Bigme B10 Color E-Ink Tablet Receives 12GB RAM Upgrade in China
Bigme has introduced a 12GB RAM variant of the B10 color E-Ink tablet in China, sold exclusively through JD.com at CNY 5,399 (~$794) before regional subsidies.

Hardware Baseline Unchanged
The 12GB model retains the same 10.3-inch E Ink Kaleido 3 panel with anti-glare treatment and adjustable frontlight, the same 4096-pressure-level stylus input, and the same physical I/O: Wi-Fi 6, Bluetooth 5.3, USB-C, nano SIM with 4G LTE calling support, and an optional keyboard cover. The 2.6GHz octa-core processor and 6,900mAh battery carry over as well, as does the unchanged 256GB expandable storage ceiling. The fingerprint scanner, 8-mic array, stereo speakers, 5MP front camera, and 20MP rear sensor are spec-for-spec identical.
For ePaper workflows this means only the memory tier shifts. RAM gains affect app retention during multi-tab PDF sessions and split-screen comparisons; storage still floors the device at 256GB of local newspaper archive capacity.
Pricing Gap and Regional Lock
The JD.com listing of CNY 5,399 drops to CNY 4,559.05 (~$671) after applicable national subsidies—roughly $77 to $200 above the $594.15 global B10 (8GB) price on Bigme's international storefront. No announcement has been made regarding an overseas release of the 12GB SKU; international buyers currently have no official channel for the upgraded model.

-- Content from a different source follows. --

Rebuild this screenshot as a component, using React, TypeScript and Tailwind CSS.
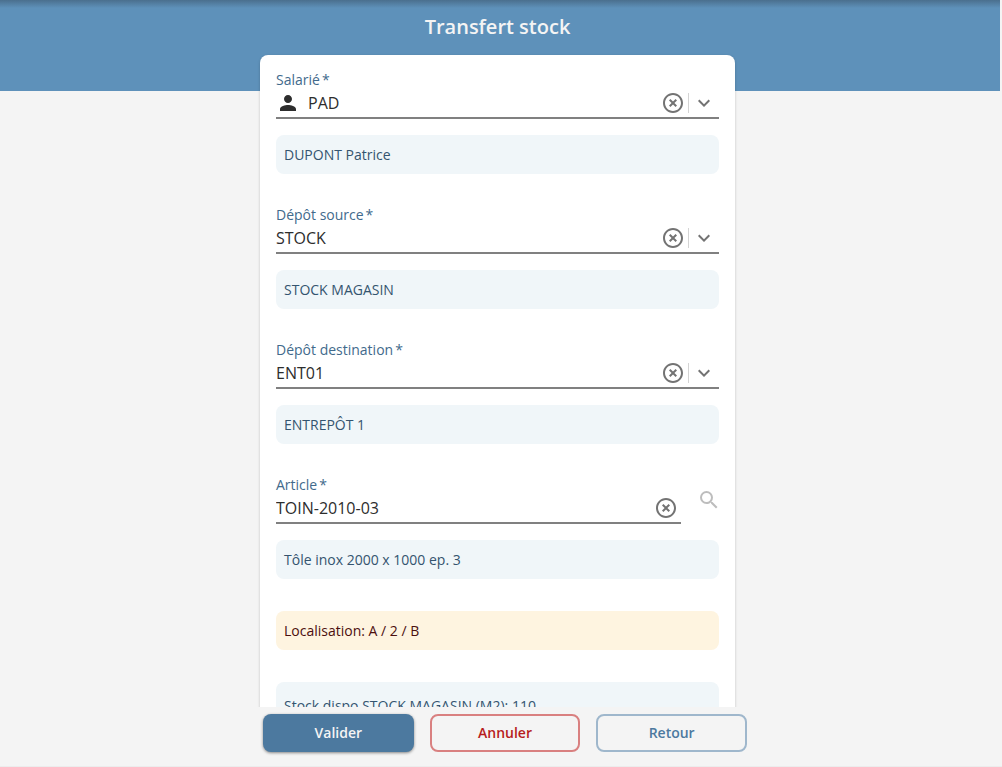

Practical Performance Delta for Readers
The empirical question is where 8GB throttled and 12GB opens. Suspected ceilings on the original configuration: rapid page jumps through large Sunday-edition PDFs, browser-plus-reader switching during research sessions, and background sync of substantial periodical batches. Suspected floors that RAM cannot lift: refresh cadence on the Kaleido 3 panel, inherent ghosting behavior, frontlight uniformity across the viewing area, and the 256GB total archive ceiling—all hardware-bound.
Track Bigme's Android 14 firmware notes when evaluating the 12GB unit. Software tuning of E-Paper ghosting algorithms and render prioritization can shift perceived performance independently of the memory tier. Hold final evaluation until at least one firmware revision lands on the new SKU.